Посмотрев такой фильм, протираешь глаза и думаешь: господи, а почему ж страна-то рассыпалась!
Это как в церкви иной увидишь икону Николая Второго и думаешь: господи, ну кем надо быть, чтобы почитать икону человека, доведшего свою страну до революции и гражданской войны? Отрекшегося от божьего помазания, то есть совершившего чуть ли не богохульство? Ведь царь, по тогдашнему сознанию, был божьим помазанником…
Сегодня, когда прошло скоро два десятилетия, мы можем смотреть на свою прошедшую страну с высоты истории. И видно, что Советский Союз не просто противостоял капитализму, который сейчас называется «Западом», — он находился с ним в диалектическом состоянии единства и борьбы противоположностей. Мир был разделен на две половинки, которые проникали друг в друга тысячами каналов, кстати, в этом отношении разговоры про «железный занавес» — это для журналистов и маркетологов.

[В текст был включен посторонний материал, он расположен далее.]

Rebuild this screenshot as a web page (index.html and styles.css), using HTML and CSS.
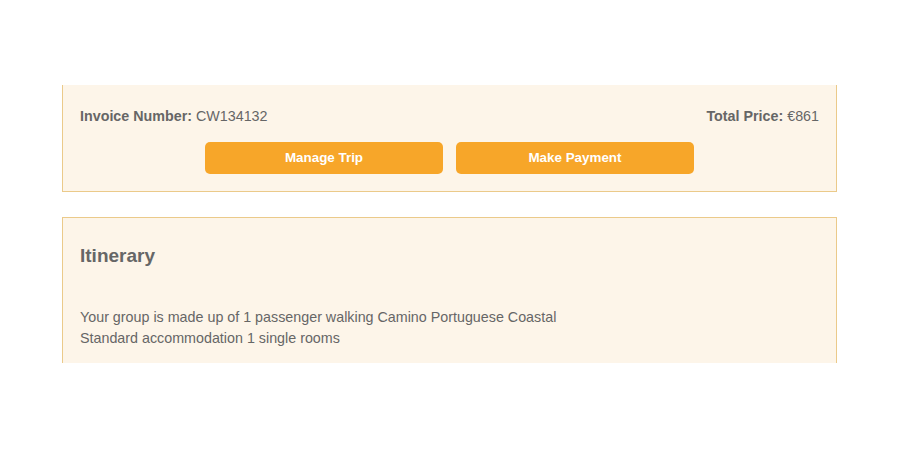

Е. ЧЕРНЫХ: — И для Леха Валенсы.
М. ДЕЛЯГИН: — Ну да, и для польской элиты. Народ-то там правильный, но исторически ему так же, как и нам, с элитой «везет» просто феерически, нарочно не придумаешь.
Так вот, «железный занавес» был для обычных людей, а общества, экономики проникали одно в другое и влияли друг на друга. История так и вовсе была синхронизирована, причем даже в самые глухие и страшные сталинские годы. Посмотрите: на Западе 1929 год — год начала Великой депрессии, у нас — год начала коллективизации, «великого перелома», нашей реакции на Великую депрессию, которая нас, по официальной истории, как бы и не коснулась.